A Ucrânia renovou seu pedido de sanções contra a indústria nuclear da Rússia, um apelo já feito em várias ocasiões pelo presidente da Ucrânia, Volodymyr Zelenskiy. Relatos não confirmados da imprensa disseram que a Comissão Européia abandonou os planos de sancionar o setor nuclear da Rússia ou seus representantes em seu próximo pacote de sanções.
Os últimos pacotes de sanções da UE estão divididos em várias partes: novas regras que visam setores específicos, como aviação, e listas que impõem restrições de visto e congelamento de ativos a indivíduos e empresas, mas nenhuma inclui o setor nuclear, segundo relatórios.

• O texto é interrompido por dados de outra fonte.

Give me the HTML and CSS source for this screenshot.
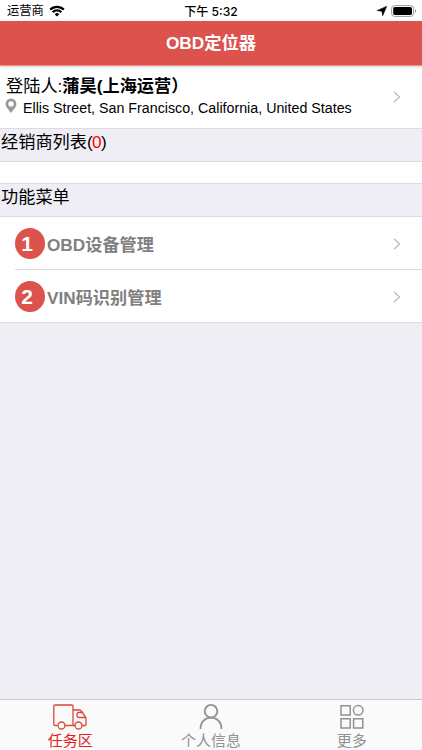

A comissão inicialmente disse aos países da UE que tentaria redigir sanções contra o setor nuclear civil da Rússia. Antes de uma recente reunião de líderes da UE, Zelenskiy instou o bloco a pelo menos emitir sanções contra a corporação nuclear estatal russa Rosatom. Isso ocorre quando a AIEA enfrenta negociações difíceis com a Rússia e a Ucrânia em duas frentes – planos para uma zona de segurança e proteção nuclear em torno de Zaporizhzhia e a rotação de funcionários da Agência na instalação.
O diretor-geral da AIEA, Rafael Grossi, disse que os sinais de atividades de combate perto de Zaporizhzhia enfatizam ainda mais a importância vital de concordar e implementar uma zona de segurança e proteção nuclear ao redor do local o mais rápido possível. Uma zona ajudaria a proteger a central, garantindo que ela não seja alvo e também não seja usada para ataques do local, disse ele.
Sobre a mudança de equipe, Grossi apelou para esforços construtivos de todas as partes para permitir a rotação de especialistas da agência neste mês, que ele disse já ter sido adiada. “Eles estão ajudando a garantir a segurança nuclear e a proteção durante o conflito militar”, disse ele. O Ministério das Relações Exteriores da Rússia disse que a AIEA estava “interrompendo” a mudança programada “sem um bom motivo”. A Ucrânia culpou a Rússia pelo impasse.